* Prompt *
Scan the listing below and copy every line holding "styles".
--- Start of Source material ---
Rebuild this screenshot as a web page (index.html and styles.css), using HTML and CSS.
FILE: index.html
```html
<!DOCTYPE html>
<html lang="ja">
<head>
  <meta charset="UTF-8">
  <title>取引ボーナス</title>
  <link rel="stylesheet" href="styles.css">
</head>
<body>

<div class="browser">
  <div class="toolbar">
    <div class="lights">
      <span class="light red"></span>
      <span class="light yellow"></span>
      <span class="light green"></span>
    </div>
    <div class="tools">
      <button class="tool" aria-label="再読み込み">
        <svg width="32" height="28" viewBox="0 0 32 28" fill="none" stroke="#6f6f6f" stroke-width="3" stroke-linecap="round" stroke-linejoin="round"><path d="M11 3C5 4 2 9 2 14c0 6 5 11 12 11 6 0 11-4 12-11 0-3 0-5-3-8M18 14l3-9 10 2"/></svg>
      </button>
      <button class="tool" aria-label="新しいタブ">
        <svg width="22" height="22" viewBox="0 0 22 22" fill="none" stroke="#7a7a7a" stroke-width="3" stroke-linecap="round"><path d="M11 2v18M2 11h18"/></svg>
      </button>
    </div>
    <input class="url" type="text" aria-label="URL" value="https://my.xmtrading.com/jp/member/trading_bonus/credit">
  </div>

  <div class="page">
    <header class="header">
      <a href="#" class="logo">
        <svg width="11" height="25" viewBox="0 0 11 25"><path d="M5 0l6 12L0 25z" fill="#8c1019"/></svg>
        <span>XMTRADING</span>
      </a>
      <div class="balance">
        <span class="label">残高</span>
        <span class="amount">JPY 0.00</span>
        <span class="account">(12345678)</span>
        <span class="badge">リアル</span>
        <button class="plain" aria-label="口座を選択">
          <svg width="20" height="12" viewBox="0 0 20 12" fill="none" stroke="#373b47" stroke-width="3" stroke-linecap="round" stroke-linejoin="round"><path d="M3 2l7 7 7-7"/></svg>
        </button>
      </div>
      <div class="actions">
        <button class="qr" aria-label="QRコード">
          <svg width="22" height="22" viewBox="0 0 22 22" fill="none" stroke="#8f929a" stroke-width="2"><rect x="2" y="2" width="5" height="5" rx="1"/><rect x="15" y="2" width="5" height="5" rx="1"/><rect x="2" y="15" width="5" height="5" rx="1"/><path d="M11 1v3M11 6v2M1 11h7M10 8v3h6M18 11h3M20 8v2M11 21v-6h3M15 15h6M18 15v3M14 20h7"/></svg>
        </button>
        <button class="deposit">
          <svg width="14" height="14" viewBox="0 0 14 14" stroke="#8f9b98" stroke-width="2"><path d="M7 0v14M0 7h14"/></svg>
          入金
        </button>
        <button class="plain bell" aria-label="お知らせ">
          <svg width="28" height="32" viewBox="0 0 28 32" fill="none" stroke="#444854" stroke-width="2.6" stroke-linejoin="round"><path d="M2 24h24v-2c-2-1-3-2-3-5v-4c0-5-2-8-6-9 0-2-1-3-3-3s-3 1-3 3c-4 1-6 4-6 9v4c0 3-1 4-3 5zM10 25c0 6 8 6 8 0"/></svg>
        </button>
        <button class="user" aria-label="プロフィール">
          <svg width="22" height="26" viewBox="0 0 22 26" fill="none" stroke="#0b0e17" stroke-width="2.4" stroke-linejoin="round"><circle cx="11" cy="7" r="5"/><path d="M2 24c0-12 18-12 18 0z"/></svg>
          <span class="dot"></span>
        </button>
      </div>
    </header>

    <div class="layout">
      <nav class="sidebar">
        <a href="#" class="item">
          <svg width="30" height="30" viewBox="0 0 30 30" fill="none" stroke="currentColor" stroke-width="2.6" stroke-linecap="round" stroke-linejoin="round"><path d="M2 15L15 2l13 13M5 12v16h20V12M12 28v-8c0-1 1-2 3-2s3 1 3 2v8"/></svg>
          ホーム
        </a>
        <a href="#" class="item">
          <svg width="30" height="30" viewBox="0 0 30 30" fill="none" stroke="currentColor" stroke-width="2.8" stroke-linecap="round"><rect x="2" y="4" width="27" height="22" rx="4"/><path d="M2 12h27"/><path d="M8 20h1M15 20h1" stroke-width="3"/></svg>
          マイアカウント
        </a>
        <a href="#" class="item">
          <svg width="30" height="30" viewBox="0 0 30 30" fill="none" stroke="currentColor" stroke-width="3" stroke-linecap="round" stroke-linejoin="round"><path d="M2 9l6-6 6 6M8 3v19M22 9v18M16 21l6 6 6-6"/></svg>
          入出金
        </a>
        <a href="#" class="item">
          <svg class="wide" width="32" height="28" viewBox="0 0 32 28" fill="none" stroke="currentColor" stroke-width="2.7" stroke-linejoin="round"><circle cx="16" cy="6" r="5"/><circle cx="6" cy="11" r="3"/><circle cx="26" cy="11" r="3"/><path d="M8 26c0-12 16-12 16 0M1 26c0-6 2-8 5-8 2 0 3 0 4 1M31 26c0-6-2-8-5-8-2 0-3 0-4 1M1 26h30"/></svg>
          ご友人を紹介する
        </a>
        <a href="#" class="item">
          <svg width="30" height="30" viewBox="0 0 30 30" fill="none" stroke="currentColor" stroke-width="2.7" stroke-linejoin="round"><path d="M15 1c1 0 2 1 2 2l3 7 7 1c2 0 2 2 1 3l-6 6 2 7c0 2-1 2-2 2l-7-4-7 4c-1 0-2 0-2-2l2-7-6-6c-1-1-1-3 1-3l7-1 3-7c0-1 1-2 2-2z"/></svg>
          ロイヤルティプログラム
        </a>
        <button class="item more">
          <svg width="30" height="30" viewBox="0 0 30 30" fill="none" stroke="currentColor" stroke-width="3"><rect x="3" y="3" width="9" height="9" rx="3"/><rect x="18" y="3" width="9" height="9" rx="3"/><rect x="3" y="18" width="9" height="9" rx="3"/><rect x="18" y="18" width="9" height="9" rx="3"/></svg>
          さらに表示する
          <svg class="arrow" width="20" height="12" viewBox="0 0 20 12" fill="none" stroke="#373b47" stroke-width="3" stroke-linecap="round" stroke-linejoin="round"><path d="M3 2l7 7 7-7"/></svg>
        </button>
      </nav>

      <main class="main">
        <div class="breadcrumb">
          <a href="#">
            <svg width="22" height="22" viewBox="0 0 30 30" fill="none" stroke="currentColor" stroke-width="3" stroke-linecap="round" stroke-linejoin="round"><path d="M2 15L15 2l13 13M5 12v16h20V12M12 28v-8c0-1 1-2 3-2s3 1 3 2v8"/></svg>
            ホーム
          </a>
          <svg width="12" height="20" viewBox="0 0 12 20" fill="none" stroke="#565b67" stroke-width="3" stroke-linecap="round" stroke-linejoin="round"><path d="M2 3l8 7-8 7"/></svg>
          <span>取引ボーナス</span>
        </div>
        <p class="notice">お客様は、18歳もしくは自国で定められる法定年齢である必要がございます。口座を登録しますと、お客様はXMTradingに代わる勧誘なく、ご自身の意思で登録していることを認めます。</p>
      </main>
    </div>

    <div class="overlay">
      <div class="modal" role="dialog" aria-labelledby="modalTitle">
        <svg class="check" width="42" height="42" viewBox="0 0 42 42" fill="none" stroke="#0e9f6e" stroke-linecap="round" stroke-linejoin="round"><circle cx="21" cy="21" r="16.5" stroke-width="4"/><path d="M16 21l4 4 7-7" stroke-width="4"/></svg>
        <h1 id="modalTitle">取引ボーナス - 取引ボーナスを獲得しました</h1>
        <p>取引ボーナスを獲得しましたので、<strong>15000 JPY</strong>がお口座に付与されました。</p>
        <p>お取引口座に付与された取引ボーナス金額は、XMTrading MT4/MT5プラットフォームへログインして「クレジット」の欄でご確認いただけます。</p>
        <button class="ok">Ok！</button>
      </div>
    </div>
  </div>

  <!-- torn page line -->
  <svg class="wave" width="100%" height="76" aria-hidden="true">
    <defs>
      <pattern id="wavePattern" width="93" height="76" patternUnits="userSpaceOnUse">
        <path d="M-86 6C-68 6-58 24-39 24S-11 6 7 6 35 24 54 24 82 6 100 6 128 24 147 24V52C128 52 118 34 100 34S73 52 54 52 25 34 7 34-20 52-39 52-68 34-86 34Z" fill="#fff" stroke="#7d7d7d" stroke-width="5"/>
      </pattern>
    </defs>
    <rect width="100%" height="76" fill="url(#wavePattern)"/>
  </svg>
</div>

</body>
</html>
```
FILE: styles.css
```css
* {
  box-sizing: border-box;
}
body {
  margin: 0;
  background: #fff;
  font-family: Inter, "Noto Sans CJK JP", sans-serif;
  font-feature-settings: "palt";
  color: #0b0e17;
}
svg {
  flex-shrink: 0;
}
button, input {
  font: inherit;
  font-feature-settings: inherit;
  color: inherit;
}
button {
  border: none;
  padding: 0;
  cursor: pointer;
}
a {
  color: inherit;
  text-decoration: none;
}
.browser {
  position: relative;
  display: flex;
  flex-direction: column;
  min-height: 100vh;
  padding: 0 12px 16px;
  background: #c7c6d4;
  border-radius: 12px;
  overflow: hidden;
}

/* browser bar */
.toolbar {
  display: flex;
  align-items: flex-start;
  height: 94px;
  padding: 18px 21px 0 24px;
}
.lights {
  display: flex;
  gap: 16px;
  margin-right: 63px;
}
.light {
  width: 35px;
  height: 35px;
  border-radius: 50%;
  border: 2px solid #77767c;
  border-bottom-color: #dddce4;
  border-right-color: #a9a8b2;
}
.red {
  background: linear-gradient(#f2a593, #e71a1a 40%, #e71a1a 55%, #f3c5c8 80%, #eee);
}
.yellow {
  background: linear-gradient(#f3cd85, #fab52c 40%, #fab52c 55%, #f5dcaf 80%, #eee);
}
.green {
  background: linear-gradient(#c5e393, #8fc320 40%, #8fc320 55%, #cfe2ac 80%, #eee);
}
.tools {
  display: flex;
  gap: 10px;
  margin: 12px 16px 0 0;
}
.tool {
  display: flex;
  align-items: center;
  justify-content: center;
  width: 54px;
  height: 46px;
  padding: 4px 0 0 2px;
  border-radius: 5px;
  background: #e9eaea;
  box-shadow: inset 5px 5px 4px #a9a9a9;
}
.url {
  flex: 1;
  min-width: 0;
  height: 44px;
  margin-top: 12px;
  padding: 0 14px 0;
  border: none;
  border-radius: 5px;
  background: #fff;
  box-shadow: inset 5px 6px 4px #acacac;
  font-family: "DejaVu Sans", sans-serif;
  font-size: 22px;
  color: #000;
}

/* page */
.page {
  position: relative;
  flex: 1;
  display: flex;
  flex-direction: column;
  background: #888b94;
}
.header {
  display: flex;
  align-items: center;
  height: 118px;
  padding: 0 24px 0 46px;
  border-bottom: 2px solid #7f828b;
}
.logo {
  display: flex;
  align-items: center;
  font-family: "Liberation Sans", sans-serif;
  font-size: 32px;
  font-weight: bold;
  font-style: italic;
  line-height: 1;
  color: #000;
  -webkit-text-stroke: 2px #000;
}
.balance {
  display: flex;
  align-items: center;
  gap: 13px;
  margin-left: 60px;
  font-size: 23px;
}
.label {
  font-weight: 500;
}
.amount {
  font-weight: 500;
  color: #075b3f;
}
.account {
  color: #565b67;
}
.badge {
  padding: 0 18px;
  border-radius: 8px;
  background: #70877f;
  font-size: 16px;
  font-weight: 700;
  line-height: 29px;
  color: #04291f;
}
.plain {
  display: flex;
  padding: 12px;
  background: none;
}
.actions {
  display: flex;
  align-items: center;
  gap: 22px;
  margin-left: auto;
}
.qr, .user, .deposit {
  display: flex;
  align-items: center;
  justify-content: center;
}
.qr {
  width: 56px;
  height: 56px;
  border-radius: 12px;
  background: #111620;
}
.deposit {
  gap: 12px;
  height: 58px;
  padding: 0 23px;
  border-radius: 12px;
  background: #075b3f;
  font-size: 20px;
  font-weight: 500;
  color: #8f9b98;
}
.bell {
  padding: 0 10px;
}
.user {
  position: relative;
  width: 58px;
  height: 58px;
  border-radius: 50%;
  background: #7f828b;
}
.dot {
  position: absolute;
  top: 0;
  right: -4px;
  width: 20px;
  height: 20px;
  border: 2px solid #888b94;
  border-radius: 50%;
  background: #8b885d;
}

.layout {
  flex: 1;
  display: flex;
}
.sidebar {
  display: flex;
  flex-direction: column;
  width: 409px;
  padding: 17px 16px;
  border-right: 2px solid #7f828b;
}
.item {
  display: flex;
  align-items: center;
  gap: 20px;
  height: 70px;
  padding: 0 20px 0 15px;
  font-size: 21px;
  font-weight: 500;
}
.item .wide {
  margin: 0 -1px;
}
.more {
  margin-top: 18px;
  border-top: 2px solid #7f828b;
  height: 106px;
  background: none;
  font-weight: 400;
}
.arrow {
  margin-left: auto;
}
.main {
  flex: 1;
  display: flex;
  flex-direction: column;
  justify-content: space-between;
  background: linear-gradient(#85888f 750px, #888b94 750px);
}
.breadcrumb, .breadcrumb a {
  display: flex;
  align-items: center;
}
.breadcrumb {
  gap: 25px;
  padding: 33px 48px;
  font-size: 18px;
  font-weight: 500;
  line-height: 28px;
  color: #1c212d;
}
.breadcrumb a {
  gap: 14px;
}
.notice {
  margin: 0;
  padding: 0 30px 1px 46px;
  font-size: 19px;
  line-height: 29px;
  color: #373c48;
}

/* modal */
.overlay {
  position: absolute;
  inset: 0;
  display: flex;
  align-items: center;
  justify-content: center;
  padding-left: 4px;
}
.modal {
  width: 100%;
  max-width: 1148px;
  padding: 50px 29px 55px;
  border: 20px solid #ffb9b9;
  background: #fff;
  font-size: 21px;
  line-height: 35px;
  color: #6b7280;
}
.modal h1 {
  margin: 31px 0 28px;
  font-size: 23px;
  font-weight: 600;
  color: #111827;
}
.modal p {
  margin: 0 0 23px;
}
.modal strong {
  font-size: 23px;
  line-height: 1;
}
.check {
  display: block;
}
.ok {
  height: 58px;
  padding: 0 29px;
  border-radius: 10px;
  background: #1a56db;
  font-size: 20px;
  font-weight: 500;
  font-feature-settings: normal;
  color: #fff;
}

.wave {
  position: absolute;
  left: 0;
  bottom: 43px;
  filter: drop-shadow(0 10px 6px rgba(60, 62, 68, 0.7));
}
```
--- End of Source material ---
* Solution to this problem *
Rebuild this screenshot as a web page (index.html and styles.css), using HTML and CSS.
  <link rel="stylesheet" href="styles.css">
FILE: styles.css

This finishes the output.